The writing is constantly funny; Dixon’s ability to cause calamity all around him and then make things much worse, his mixture of innocence and pure malice, make you laugh out loud and follow his antics and his fate with amusement and great interest. Amis is brilliant at stringing out a joke, at twisting and turning the plot, and at never making Jim either ridiculous or stupid, but somehow right to get drunk when he does, or put on funny voices, or curse his boss, or hate the Middle Ages and an appalling student called Michie. The comedy is brilliantly sustained in the book, and the conflicts well articulated, so that the narrative becomes a picture of the post-war age when a new generation – the Jims of this world – grew up having no respect for their elders and betters.
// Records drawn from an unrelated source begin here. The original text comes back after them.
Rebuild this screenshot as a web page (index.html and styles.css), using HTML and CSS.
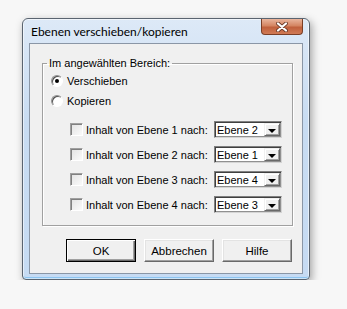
FILE: index.html
```html
<!DOCTYPE html>
<html lang="de">
<head>
    <meta charset="UTF-8">
    <title>Ebenen verschieben/kopieren</title>
    <link rel="stylesheet" href="styles.css">
</head>
<body>
    <div class="window">
        <div class="titlebar">
            <span class="title">Ebenen verschieben/kopieren</span>
            <span class="close">
                <svg width="12" height="10" viewBox="0 0 12 10">
                    <path d="M2 1.5 L10 8.5 M10 1.5 L2 8.5" stroke="#6b3a28" stroke-width="3.8" stroke-linecap="round"/>
                    <path d="M2 1.5 L10 8.5 M10 1.5 L2 8.5" stroke="#fff" stroke-width="2.2" stroke-linecap="round"/>
                </svg>
            </span>
        </div>
        <div class="client">
            <fieldset class="group">
                <legend>Im angewählten Bereich:</legend>
                <div class="option first"><span class="radio checked"></span>Verschieben</div>
                <div class="option"><span class="radio"></span>Kopieren</div>

                <div class="layer-row first-layer">
                    <span class="check"></span>
                    <span class="layer-label">Inhalt von Ebene 1 nach:</span>
                    <span class="combo"><span class="combo-value">Ebene 2</span><span class="combo-arrow"></span></span>
                </div>
                <div class="layer-row">
                    <span class="check"></span>
                    <span class="layer-label">Inhalt von Ebene 2 nach:</span>
                    <span class="combo"><span class="combo-value">Ebene 1</span><span class="combo-arrow"></span></span>
                </div>
                <div class="layer-row">
                    <span class="check"></span>
                    <span class="layer-label">Inhalt von Ebene 3 nach:</span>
                    <span class="combo"><span class="combo-value">Ebene 4</span><span class="combo-arrow"></span></span>
                </div>
                <div class="layer-row">
                    <span class="check"></span>
                    <span class="layer-label">Inhalt von Ebene 4 nach:</span>
                    <span class="combo"><span class="combo-value">Ebene 3</span><span class="combo-arrow"></span></span>
                </div>
            </fieldset>

            <div class="buttons">
                <button class="btn default">OK</button>
                <button class="btn">Abbrechen</button>
                <button class="btn">Hilfe</button>
            </div>
        </div>
    </div>
</body>
</html>
```

FILE: styles.css
```css
body {
    margin: 0;
    padding: 18px 0 0 22px;
    background-color: #f7f7f7;
    font-family: "Liberation Sans", Arial, sans-serif;
    font-size: 11px;
    color: #000;
}
.window {
    box-sizing: border-box;
    width: 288px;
    height: 262px;
    border: 1px solid #5a6470;
    border-radius: 6px 6px 4px 4px;
    background: linear-gradient(#dde9f7, #c8dcf2 40%, #c6dbf3);
    box-shadow: inset 0 0 0 1px rgba(255, 255, 255, 0.55), inset 0 -2px 0 #8cc4f0, 2px 3px 9px rgba(0, 0, 0, 0.35);
}
.titlebar {
    display: flex;
    align-items: flex-start;
    height: 24px;
    padding-left: 8px;
}
.title {
    margin-top: 5px;
    font-family: Lato, "Noto Sans", sans-serif;
    font-size: 12px;
    line-height: 16px;
    color: #000;
}
.close {
    display: flex;
    align-items: center;
    justify-content: center;
    box-sizing: border-box;
    width: 42px;
    height: 16px;
    margin-left: auto;
    margin-right: 6px;
    border: 1px solid #7a3e26;
    border-top: none;
    border-radius: 0 0 4px 4px;
    background: linear-gradient(#e9b59d, #d48562 45%, #c0603c 55%, #d07a55);
}
.client {
    box-sizing: border-box;
    height: 231px;
    margin: 0 6px;
    padding: 0 9px 10px 12px;
    border: 1px solid #8a96a6;
    background-color: #f0f0f0;
}
.group {
    margin: 13px 0 0 0;
    padding: 3px 0 12px 0;
    border: 1px solid #a0a0a0;
    box-shadow: inset 1px 1px 0 #fff, 1px 1px 0 #fff;
}
.group legend {
    margin-left: 4px;
    padding: 0 2px;
    line-height: 13px;
}
.option {
    display: flex;
    align-items: center;
    height: 16px;
    margin-top: 4px;
    padding-left: 8px;
}
.option.first {
    margin-top: 0;
}
.radio {
    position: relative;
    box-sizing: border-box;
    width: 12px;
    height: 12px;
    margin-right: 4px;
    border: 1px solid;
    border-color: #909090 #fff #fff #909090;
    border-radius: 50%;
    background: #fff;
    box-shadow: inset 1px 1px 0 #505050;
}
.radio.checked::after {
    content: "";
    position: absolute;
    left: 3px;
    top: 3px;
    width: 4px;
    height: 4px;
    border-radius: 50%;
    background: #000;
}
.layer-row {
    display: flex;
    align-items: center;
    height: 17px;
    margin-top: 8px;
    padding-left: 27px;
}
.layer-row.first-layer {
    margin-top: 12px;
}
.check {
    box-sizing: border-box;
    width: 13px;
    height: 13px;
    margin-right: 3px;
    border: 1px solid;
    border-color: #a0a0a0 #fff #fff #a0a0a0;
    background: linear-gradient(135deg, #e2e2e2, #fafafa);
    box-shadow: inset 1px 1px 0 #808080;
}
.layer-label {
    width: 128px;
}
.combo {
    display: flex;
    box-sizing: border-box;
    width: 68px;
    height: 17px;
    border: 1px solid;
    border-color: #808080 #d4d4d4 #d4d4d4 #808080;
    background: #fff;
    box-shadow: inset 1px 1px 0 #404040, inset -1px -1px 0 #909090;
}
.combo-value {
    flex: 1;
    padding: 1px 0 0 2px;
    font-size: 11px;
    line-height: 14px;
}
.combo-arrow {
    position: relative;
    box-sizing: border-box;
    width: 16px;
    margin: 1px 1px 1px 0;
    border: 1px solid;
    border-color: #f0f0f0 #696969 #696969 #f0f0f0;
    background: #f0f0f0;
    box-shadow: inset 1px 1px 0 #fff, inset -1px -1px 0 #a0a0a0;
}
.combo-arrow::after {
    content: "";
    position: absolute;
    left: 3px;
    top: 5px;
    border-left: 4px solid transparent;
    border-right: 4px solid transparent;
    border-top: 4px solid #000;
}
.buttons {
    display: flex;
    justify-content: flex-end;
    gap: 8px;
    margin-top: 13px;
    padding-right: 1px;
}
.btn {
    box-sizing: border-box;
    width: 70px;
    height: 23px;
    padding: 0;
    font-family: "Liberation Sans", Arial, sans-serif;
    font-size: 11.5px;
    color: #000;
    border: 1px solid;
    border-color: #fff #696969 #696969 #fff;
    background: #f0f0f0;
    box-shadow: inset -1px -1px 0 #a0a0a0, inset 1px 1px 0 #e3e3e3;
}
.btn.default {
    border: 1px solid #000;
    box-shadow: inset 1px 1px 0 #fff, inset -1px -1px 0 #696969, inset -2px -2px 0 #a0a0a0;
}
```
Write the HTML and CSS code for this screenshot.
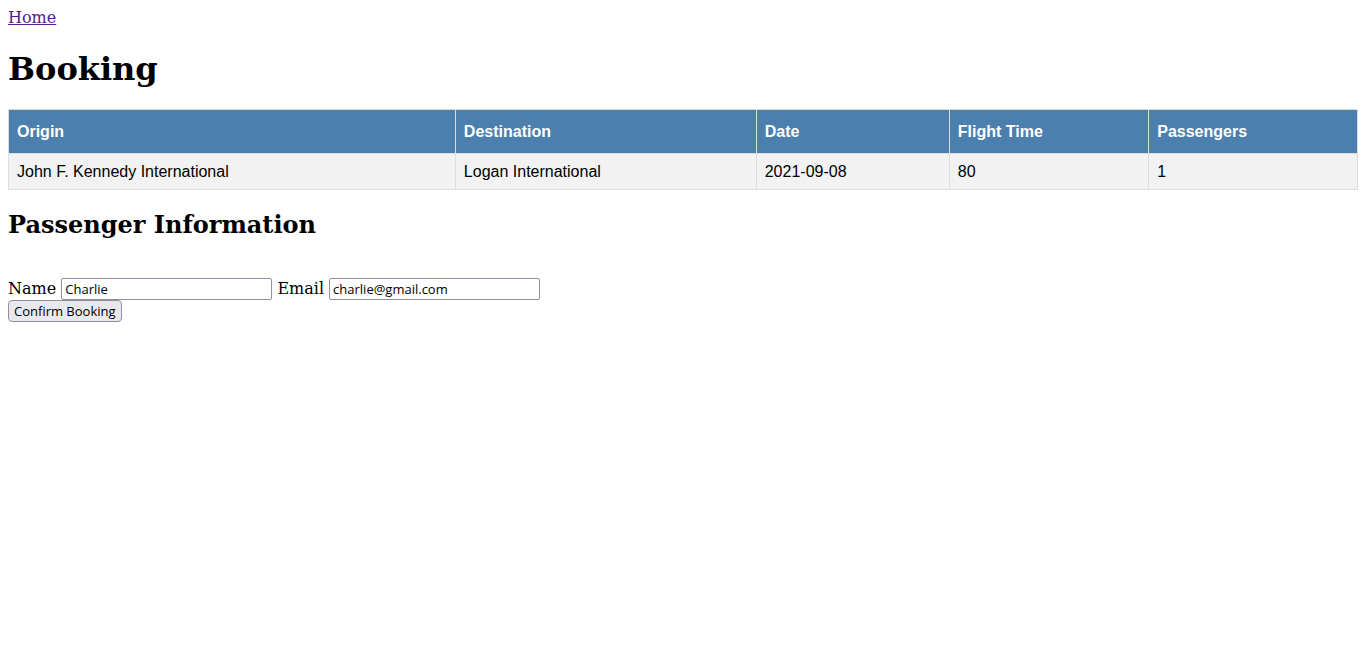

Kingsley Amis was born in South London and taught at the University of Swansea and then Cambridge before settling again in London. He was the author of more than twenty works of fiction. Lucky Jim was filmed in 1958. He won the Booker Prize for The Old Devils in 1986.
Age in year of publication: thirty-two.
Martin Amis 1949–
1984 Money
John Self is one of those young men who sprang up in Thatcher’s England in the 1980s, savouring money and using it like tomato sauce. A thirty-five-year-old director of TV commercials, Self is about to make his first real movie. With his devotion to alcohol and nicotine, pornography and video nasties, and sufficient fast food to ensure his hideous pot belly a life of its own, it’s only money keeping the wolves of excess from Self’s door. He jets between New York and London encountering a misbegotten collection of narcissistic and exquisitel
y named stars – Butch Beausoleil, Caduta Massi, Spunk Davis – panting alternately after his English girlfriend Selina Street and his American muse Martina Twain.
Self’s story is a corrosive moral tale about England’s recent past – ‘The skies are so ashamed. The trees in the squares hang their heads, the evening paper in its cage is ashamed.’ With the mordant thud and rhythm of his startling prose, Martin Amis beats the greed and venality of that decade into submission. The verbal rainstorm that Amis pours through Self’s repellent mouth – the dialogue acid, perfectly pitched – is a rousing example of the Amis style which has made his work in general and Money in particular so important to his contemporaries, and so splenetic a mirror of late twentieth-century England.
Martin Amis was born in Oxford and lives in London. Amongst his most influential novels are the West London trio beginning with Money, and followed by London Fields (1989) and The Information (1996).
Age in year of publication: thirty-five.
Mulk Raj Anand 1905–2004
1953 Private Life of an Indian Prince
In 1947, the year of Indian independence from Britain, there were five hundred and sixty-two Indian princedoms. These princes were gradually stripped of their power and Anand, the great Indian chronicler of the humble poor, turned his attention to these ‘poor rich’. Anand’s fictional prince, the Maharaja Ashok Kumar, is one of those who preferred to believe Queen Victoria’s pledge – reaffirmed by subsequent British governments – that their rights would be protected in an independent India. Foolish man. Scion of a long line of equally foolish Maharajas of Sham Fur, Ashok is a charmer, but decadent, spoilt and politically incompetent. Having rid himself of two Maharanees, he is ruled by the whims and hysterics of his mistress, the spellbinding Ganga Dasi. He lives in disintegrating times: his greed and improvidence have led his subjects towards revolt; his assertion of independence is anachronistic and useless. There remains only his sexual obsession, and this survives betrayal and madness to take on an integrity of its own. Anand is a master of character and circumstance, and he recounts his prince’s story with a powerful mixture of psychological understanding, perverse humour and political insight. This is one of the best descriptions of sexual obsession: it is rare to find a portrait of a man bewitched, which is at once so ironic and lyrical, so profoundly affecting.